Having this central network creates some housekeeping responsibilities for the Beacon Project; Fiume is now considering new requirements for what kinds of datasets can be added to the network, both as a quality control measure for query results, and to prevent redundancies. Several different organizations, for instance, have lit beacons attached to the publicly available 1000 Genomes Project, which makes answers that emerge from that dataset much less informative.

Still, the very fact that redundancy has become an issue in the Beacon Project is a testament to its success at getting beacons lit around the world. Fiume attributes this partly to a network effect, in which the participation of big players like the Wellcome Trust Sanger Institute, UC Santa Cruz, and the Personal Genome Project encourages smaller organizations to light beacons of their own. The GA4GH team can now start to prioritize, reaching out, for instance, to more institutions outside the U.S. and Europe to get a greater variety of populations represented in beacon queries.

Beacons will probably never be the basis for truly sophisticated collaborations, which will often have to share sensitive information about specific people, opening up extra privacy and security concerns. For that kind of data sharing, GA4GH is sponsoring separate projects like the Matchmaker Exchange, a network dedicated to clinical labs that specialize in rare disease cases. In that project, participants are asked to put forward whole patient profiles and go through multiple layers of consent before they can make data transfers, involving patients themselves in the decision-making process.

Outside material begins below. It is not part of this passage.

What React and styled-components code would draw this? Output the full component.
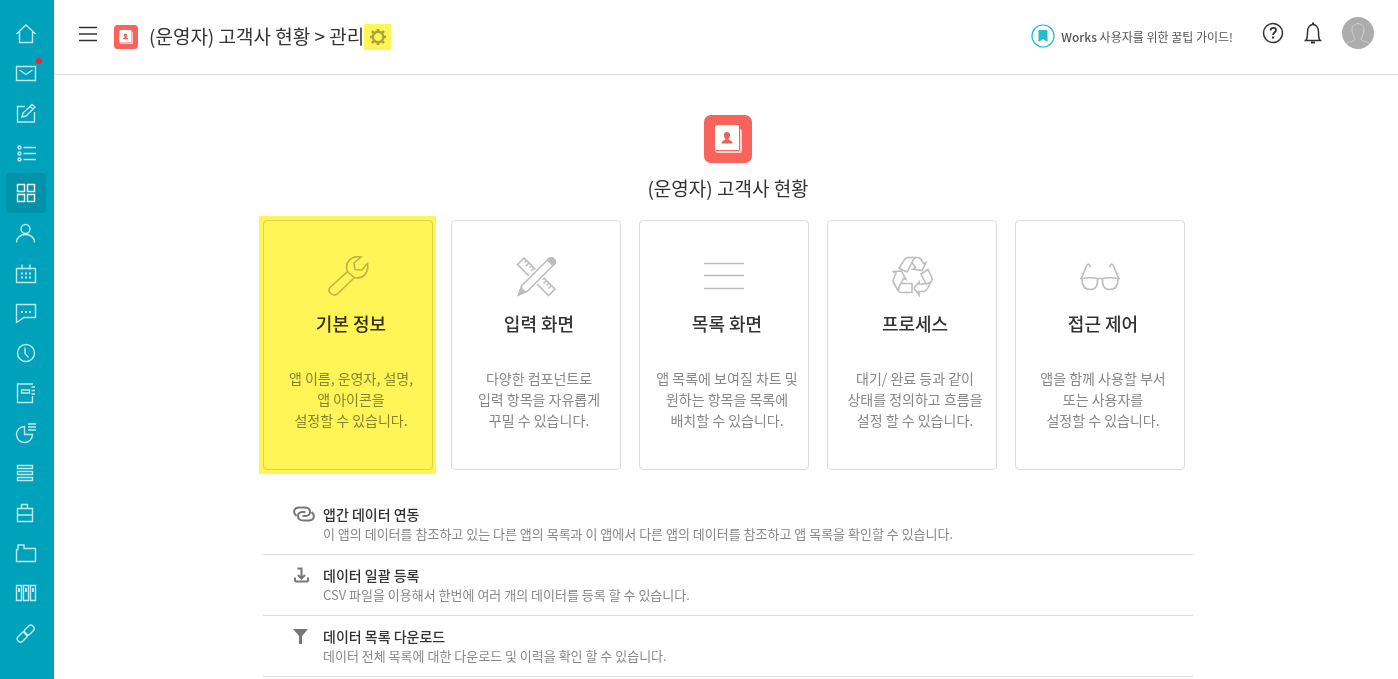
import React from 'react'
import styled, { createGlobalStyle } from 'styled-components'

const sideMenu = [
    { label: '홈', icon: <path d="M1.5 12 11 3l9.5 9M4.5 10v10.5h13V10" /> },
    { label: '메일', badge: true, icon: <path d="M1.5 4.5h19v14h-19zM4.5 8l6.500 4.500L17.500 8" /> },
    { label: '게시판', icon: <path d="M10 4.500H2.500v15.500h17v-10M7 15l1-4L17 2.500l3 2.500-9 9zM15 4.500l3 2.500" /> },
    {
        label: '할 일',
        icon: <><circle cx="4.5" cy="5.5" r="1.5" /><circle cx="4.5" cy="11.5" r="1.5" /><circle cx="4.5" cy="17.5" r="1.5" /><path d="M8.5 5.5H21M8.5 11.5H21M8.5 17.5H21" /></>,
    },
    { label: 'Works', active: true, icon: <path d="M2.5 2.5h7v7h-7zM12.5 2.5h7v7h-7zM2.5 12.5h7v7h-7zM12.5 12.5h7v7h-7z" /> },
    { label: '주소록', icon: <><circle cx="10.5" cy="7" r="4.5" /><path d="M1.500 20.500c0-5 4-8 9-8s9 3 9 8" /></> },
    {
        label: '캘린더',
        icon: <><path d="M1.5 6.5h19v14h-19zM7 2.5v5M15 2.5v5" /><path d="M6 11.5h2m2 0h2m2 0h2M6 15.5h2m2 0h2m2 0h2" strokeWidth="2" /></>,
    },
    { label: '대화', icon: <><path d="M1.5 2.5h19v13H9l-7.5 5z" /><path d="M6 10h2m2 0h2m2 0h2" strokeWidth="2" /></> },
    { label: '근태', icon: <><circle cx="11" cy="11" r="8.5" /><path d="M10 5.5v6l3.5 4" /></> },
    { label: '보고', icon: <path d="M18 2H2.5v18.5h15V14M16.5 5H20M16.5 8.5H20M16.5 12H20M6.5 8h8v3h-8z" /> },
    { label: '설문', icon: <path d="M9.5 4.500a8 8 0 1 0 8 8h-8zM13 2h8M13 5h8M13 8h8" /> },
    { label: '전자결재', icon: <path d="M2.5 3.5h15v3h-15zM2.5 9.5h15v3h-15zM2.5 15.5h15v3h-15z" /> },
    { label: '업무', icon: <path d="M2.5 6.5h15v13h-15zM6.5 6.5v-4h6v4M2.5 13h15" /> },
    { label: '자료실', icon: <path d="M1.5 19.5v-12H3V3h6v3.5h11.5v13z" /> },
    {
        label: '문서함',
        icon: <><path d="M1.5 3.5h5v15h-5zM8.5 3.5h5v15h-5zM15.5 3.5h5v15h-5z" /><path d="M4 6v4M11 6v4M18 6v4" strokeWidth="2" /></>,
    },
    {
        label: '링크',
        icon: <g transform="rotate(-45 10.5 11.5)"><rect x="0" y="8.5" width="11" height="6.5" rx="3" /><rect x="10" y="8.5" width="11" height="6.5" rx="3" /></g>,
    },
]

const cards = [
    {
        title: '기본 정보',
        lines: ['앱 이름, 운영자, 설명,', '앱 아이콘을', '설정할 수 있습니다.'],
        marked: true,
        icon: <path d="M34 1l-7 6 1 6.5 7 .5 5.5-6.500c1.500 9-4 16-13 14L11.500 37C7 42-1 36 3 31.500L20.500 15.500C17 6 25-1 34 1zM20.500 15.500l6.500 6" />,
    },
    {
        title: '입력 화면',
        lines: ['다양한 컴포넌트로', '입력 항목을 자유롭게', '꾸밀 수 있습니다.'],
        icon: (
            <>
                <path d="M9 2 2.5 8.5l31 31L40 33zM11.5 4.5l-2 2M14 7l-3 3M16.5 9.5l-2 2M19 12l-3 3M29 22l-2 2M31.5 24.5l-3 3M34 27l-2 2M36.5 29.5l-3 3" />
                <path d="M3.5 39l3.5-9.5L33.5 3q3-2.5 5.5 0t0 5.5L12.5 35z" fill="#fff" stroke="#fff" strokeWidth="4" />
                <path d="M3.5 39l3.5-9.5L33.5 3q3-2.5 5.5 0t0 5.5L12.5 35z" fill="#fff" />
                <path d="M3.5 39l2.5-7 4 4zM32.5 4q3-4 6.5-1t-1 6.5z" fill="#bdbdbd" />
            </>
        ),
    },
    {
        title: '목록 화면',
        lines: ['앱 목록에 보여질 차트 및', '원하는 항목을 목록에', '배치할 수 있습니다.'],
        icon: <path d="M1 7.5h40M1 19.5h40M1 32.5h40" />,
    },
    {
        title: '프로세스',
        lines: ['대기/ 완료 등과 같이', '상태를 정의하고 흐름을', '설정 할 수 있습니다.'],
        icon: (
            <>
                <path d="M8 12.500 13.500 3.500Q15 1.500 17 1.500H26.500Q29 1.500 30 3.500L32.500 7.500l2.500-1-4 8-9-1.500 2.500-1.500-3.500-5L16 16zM21 6.500q1-4 4-5" />
                <path d="M30 18l7-4.500 3.500 7.500q1 2 0 4l-3.500 6.500q-1.500 3-4 4H28v3.500L23 32l5-6v2h6q1.500 0 1 0zM34 28q3 0 5-2" />
                <path d="M1.500 15.500l9-.5 4.500 8.500-2.500-1-2.500 5h11v9H10q-2 0-3-2L2.500 26.500q-1-1.500 0-3.500L5 17zM10 27.500q-2.500 2.500-2.500 7" />
            </>
        ),
    },
    {
        title: '접근 제어',
        lines: ['앱을 함께 사용할 부서', '또는 사용자를', '설정할 수 있습니다.'],
        icon: <path d="M11.500 11.500C11 7.500 8.500 7.500 7.500 10L2.500 22M30.500 11.500c.5-4 3-4 4-1.500l5 12M1 22.500h2q8-1.500 15.500 0h5q7.500-1.500 15.500 0h2M3 22.500c0 7 2 11 8 11s8-4 7.500-11M39 22.500c0 7-2 11-8 11s-8-4-7.500-11" />,
    },
]

const features = [
    {
        title: '앱간 데이터 연동',
        text: '이 앱의 데이터를 참조하고 있는 다른 앱의 목록과 이 앱에서 다른 앱의 데이터를 참조하고 앱 목록을 확인할 수 있습니다.',
        icon: <path d="M3.500 10C-1 6 1.500 1.500 6 1.500h5.500c7 0 7.500 8.500 1 8.500H9.500M18.500 6c4.500 4 2 8.500-2.500 8.500h-5.500c-7 0-7.500-8.500-1-8.500H12.500" />,
    },
    {
        title: '데이터 일괄 등록',
        text: 'CSV 파일을 이용해서 한번에 여러 개의 데이터를 등록 할 수 있습니다.',
        icon: <path d="M4.500 1.500h4V11M5 8l3.500 3.500L12 8M2 10.500V13q0 1.500 1.500 1.500h10Q15 14.500 15 13v-2.500" />,
    },
    {
        title: '데이터 목록 다운로드',
        text: '데이터 전체 목록에 대한 다운로드 및 이력을 확인 할 수 있습니다.',
        icon: <path d="M0 1h15L9 8v8H6V8z" fill="#777" stroke="none" />,
    },
]

const BookIcon = ({ size }) => (
    <AppIcon size={size} viewBox="0 0 48 48" aria-hidden="true">
        <rect width="48" height="48" rx="7" fill="#f8645c" />
        <path d="M15 14h21q2 0 2 2v20q0 2-2 2H14q-3 0-3-3V17z" fill="#fdd5d2" />
        <path d="M13 10h20q2 0 2 2v23H13q-2 0-2-2V12q0-2 2-2z" fill="#fff" />
        <path d="M12 35.5h23.5V14" fill="none" stroke="#f8645c" />
        <path d="M23 17c2.500 0 3.500 2 3 4q-.5 2-1.500 3c0 1.500 4 1 4 4.500h-11c0-3.500 4-3 4-4.500q-1-1-1.500-3c-.5-2 .5-4 3-4z" fill="#e9625f" />
    </AppIcon>
)

function App() {
    return (
        <Page>
            <GlobalStyle />
            <Sidebar aria-label="주 메뉴">
                {sideMenu.map((item) => (
                    <SideLink key={item.label} href="#" aria-label={item.label} $active={item.active}>
                        <SideIcon viewBox="0 0 22 22" aria-hidden="true">{item.icon}</SideIcon>
                        {item.badge && <Badge />}
                    </SideLink>
                ))}
            </Sidebar>

            <Main>
                <Header>
                    <MenuButton aria-label="메뉴 열기">
                        <svg width="20" height="16" viewBox="0 0 20 16" stroke="#333" strokeWidth="1.5">
                            <path d="M1 1.5h18M1 8h18M1 14.500h18" />
                        </svg>
                    </MenuButton>
                    <Brand>
                        <BookIcon size={24} />
                        <PageTitle>(운영자) 고객사 현황 &gt; 관리</PageTitle>
                        <GearButton aria-label="설정">
                            <svg width="18" height="18" viewBox="0 0 18 18" fill="none" stroke="#aaa43c">
                                <circle cx="9" cy="9" r="5.2" strokeWidth="2.400" />
                                <path d="M9 1v2.500M9 14.500V17M1 9h2.500M14.500 9H17M3 3l2 2M13 13l2 2M3 15l2-2M13 5l2-2" strokeWidth="2.600" />
                            </svg>
                        </GearButton>
                    </Brand>
                    <Guide href="#">
                        <svg width="24" height="24" viewBox="0 0 24 24" aria-hidden="true">
                            <circle cx="12" cy="12" r="11" fill="none" stroke="#22bccb" strokeWidth="1.200" />
                            <path d="M7.500 7q0-1 1-1h7q1 0 1 1v11L12 15l-4.500 3z" fill="#22bccb" />
                        </svg>
                        <span><b>Works</b> 사용자를 위한 꿀팁 가이드!</span>
                    </Guide>
                    <Tools>
                        <ToolButton aria-label="도움말">
                            <svg width="22" height="22" viewBox="0 0 22 22" fill="none" stroke="#333" strokeWidth="1.5">
                                <circle cx="11" cy="11" r="9.5" />
                                <path d="M8.500 8.500c0-3.500 5.500-3.500 5.500-.5 0 2.500-3 2.500-3 5" strokeWidth="1.800" />
                                <path d="M11 14.500v2" strokeWidth="2" />
                            </svg>
                        </ToolButton>
                        <ToolButton aria-label="알림">
                            <svg width="22" height="22" viewBox="0 0 22 22" fill="none" stroke="#333" strokeWidth="1.5">
                                <path d="M2.500 18.500h17M4 18.500c1.500-2 1.500-4 1.500-8.500 0-10 11-10 11 0 0 4.500 0 6.500 1.500 8.500" />
                                <path d="M9 20.500h4M11 .5V2" strokeWidth="2" />
                            </svg>
                        </ToolButton>
                        <Profile aria-label="내 프로필">
                            <svg width="32" height="32" viewBox="0 0 32 32" fill="none" stroke="#d2d2d2">
                                <circle cx="16" cy="16" r="16" fill="#acacac" stroke="none" />
                                <path d="M4.500 27c1.500-3 8-2 8.500-5 0-2-3-4-3-9 0-4 2-5 4-5.500l1-1.500c3 1.500 7 1 7 6.500 0 5-2.500 7.500-3 9.500 0 3 7 2 8.500 5" />
                            </svg>
                        </Profile>
                    </Tools>
                </Header>

                <Content>
                    <Settings>
                        <Intro>
                            <BookIcon size={48} />
                            <AppName>(운영자) 고객사 현황</AppName>
                        </Intro>
                        <CardGrid>
                            {cards.map((card) => (
                                <Card key={card.title} href="#" $marked={card.marked}>
                                    <CardIcon viewBox="0 0 42 42" aria-hidden="true">{card.icon}</CardIcon>
                                    <CardTitle>{card.title}</CardTitle>
                                    <CardText>
                                        {card.lines.map((line) => <span key={line}>{line}</span>)}
                                    </CardText>
                                </Card>
                            ))}
                        </CardGrid>
                        <FeatureList>
                            {features.map((item) => (
                                <li key={item.title}>
                                    <Feature href="#">
                                        <FeatureIcon viewBox="0 0 22 16" aria-hidden="true">{item.icon}</FeatureIcon>
                                        <div>
                                            <FeatureTitle>{item.title}</FeatureTitle>
                                            <FeatureText>{item.text}</FeatureText>
                                        </div>
                                    </Feature>
                                </li>
                            ))}
                        </FeatureList>
                    </Settings>
                </Content>
            </Main>
        </Page>
    )
}

export default App

const GlobalStyle = createGlobalStyle`
    * {
        box-sizing: border-box;
    }

    body {
        margin: 0;
        background: #fff;
        color: #333;
        font-family: "Noto Sans CJK KR", "Noto Sans", sans-serif;
        font-size: 14px;
    }

    a {
        color: inherit;
        text-decoration: none;
    }

    button {
        padding: 0;
        border: none;
        background: none;
        cursor: pointer;
    }

    svg {
        display: block;
        flex: none;
    }
`

const Page = styled.div`
    display: flex;
    min-height: 100vh;
`

const Sidebar = styled.nav`
    display: flex;
    flex-direction: column;
    flex: none;
    width: 54px;
    padding: 13px 8px 0 6px;
    background-color: #00a2bb;
`

const SideLink = styled.a`
    position: relative;
    display: flex;
    align-items: center;
    justify-content: center;
    height: 40px;
    border-radius: 4px;
    color: ${props => props.$active ? '#fff' : 'rgba(255, 255, 255, 0.75)'};
    background-color: ${props => props.$active ? '#0092a8' : 'transparent'};
`

const SideIcon = styled.svg`
    width: 22px;
    height: 22px;
    fill: none;
    stroke: currentColor;
    stroke-width: 1.4;
`

const Badge = styled.i`
    position: absolute;
    top: 5px;
    right: 4px;
    width: 6px;
    height: 6px;
    border-radius: 50%;
    background-color: #fb2121;
`

const Main = styled.main`
    flex: 1;
    min-width: 0;
`

const Header = styled.header`
    display: flex;
    align-items: flex-start;
    padding: 0 24px;
    border-bottom: 1px solid #ddd;
`

const MenuButton = styled.button`
    display: flex;
    align-items: center;
    height: 68px;
    margin-right: 16px;
`

const Brand = styled.div`
    display: flex;
    align-items: center;
    height: 74px;
`

const AppIcon = styled.svg`
    width: ${props => props.size}px;
    height: ${props => props.size}px;
`

const PageTitle = styled.h1`
    margin: 0 0 0 11px;
    padding-bottom: 2px;
    font-size: 19px;
    line-height: 28px;
    font-weight: 400;
    white-space: nowrap;
`

const GearButton = styled.button`
    && {
        display: flex;
        align-items: center;
        justify-content: center;
        width: 27px;
        height: 26px;
        background-color: #fff557;
    }
`

const Guide = styled.a`
    display: flex;
    align-items: center;
    gap: 6px;
    height: 72px;
    margin-left: auto;
    color: #555;
    font-size: 12px;
    white-space: nowrap;

    b {
        font-weight: 500;
    }
`

const Tools = styled.div`
    display: flex;
    align-items: center;
    gap: 18px;
    height: 66px;
    margin-left: 29px;
`

const ToolButton = styled.button`
    width: 22px;
    height: 22px;
`

const Profile = styled.button`
    width: 32px;
    height: 32px;
`

const Content = styled.div`
    padding: 40px 0 0 4px;
`

const Settings = styled.section`
    max-width: 930px;
    margin: 0 auto;
`

const Intro = styled.div`
    display: flex;
    flex-direction: column;
    align-items: center;
`

const AppName = styled.h2`
    margin: 11px 0 18px;
    font-size: 19px;
    line-height: 28px;
    font-weight: 400;
`

const CardGrid = styled.div`
    display: grid;
    grid-template-columns: repeat(5, 1fr);
    gap: 18px;
    padding-right: 8px;
`

const Card = styled.a`
    position: relative;
    display: flex;
    flex-direction: column;
    align-items: center;
    min-height: 250px;
    padding-top: 35px;
    border: 1px solid #ddd;
    border-radius: 4px;

    /* highlighter mark over the whole card */
    &::after {
        content: '';
        display: ${props => props.$marked ? 'block' : 'none'};
        position: absolute;
        inset: -5px -4px -5px -5px;
        background-color: #fff557;
        mix-blend-mode: multiply;
    }
`

const CardIcon = styled.svg`
    width: 42px;
    height: 42px;
    fill: none;
    stroke: #bdbdbd;
    stroke-width: 1.6;
`

const CardTitle = styled.h3`
    margin: 11px 0 31px;
    padding-left: 6px;
    font-size: 18px;
    line-height: 28px;
    font-weight: 500;
`

const CardText = styled.p`
    display: flex;
    flex-direction: column;
    align-items: center;
    margin: 0;
    padding-left: 6px;
    color: #888;
    font-size: 14px;
    line-height: 21px;
    white-space: nowrap;
`

const FeatureList = styled.ul`
    margin: 24px 0 0;
    padding: 0;
    list-style: none;
`

const Feature = styled.a`
    display: flex;
    gap: 8px;
    padding: 10px 0 10px 30px;
    border-bottom: 1px solid #ddd;
    line-height: 20px;
`

const FeatureIcon = styled.svg`
    width: 22px;
    height: 16px;
    margin-top: 2px;
    fill: none;
    stroke: #777;
    stroke-width: 2;
`

const FeatureTitle = styled.strong`
    display: block;
    font-size: 14px;
    font-weight: 500;
`

const FeatureText = styled.span`
    display: block;
    color: #888;
    font-size: 13px;
`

But there will be niche cases where a beacon can be highly informative on its own. Fiume remembers fielding one request to light a beacon in a database made entirely of misleading genetic variants ― alleles that seem like they may be disease-causing, but which follow-up research has flagged as false positives. Queries to that beacon could be used as a quick way to rule out suspected variants while working on a genetic diagnosis.

That project has not panned out, because of concerns about how the database would be curated and governed. But it does hint at the kinds of creative, open projects that could be enabled by a shared language for genomic data. And as GA4GH keeps working to tackle the knottiest problems of creating a sustainable infrastructure for genomics, the Beacon Project will continue as the leading end of the wedge, opening up the social structures that will allow this crucial data to be freely and responsibly shared.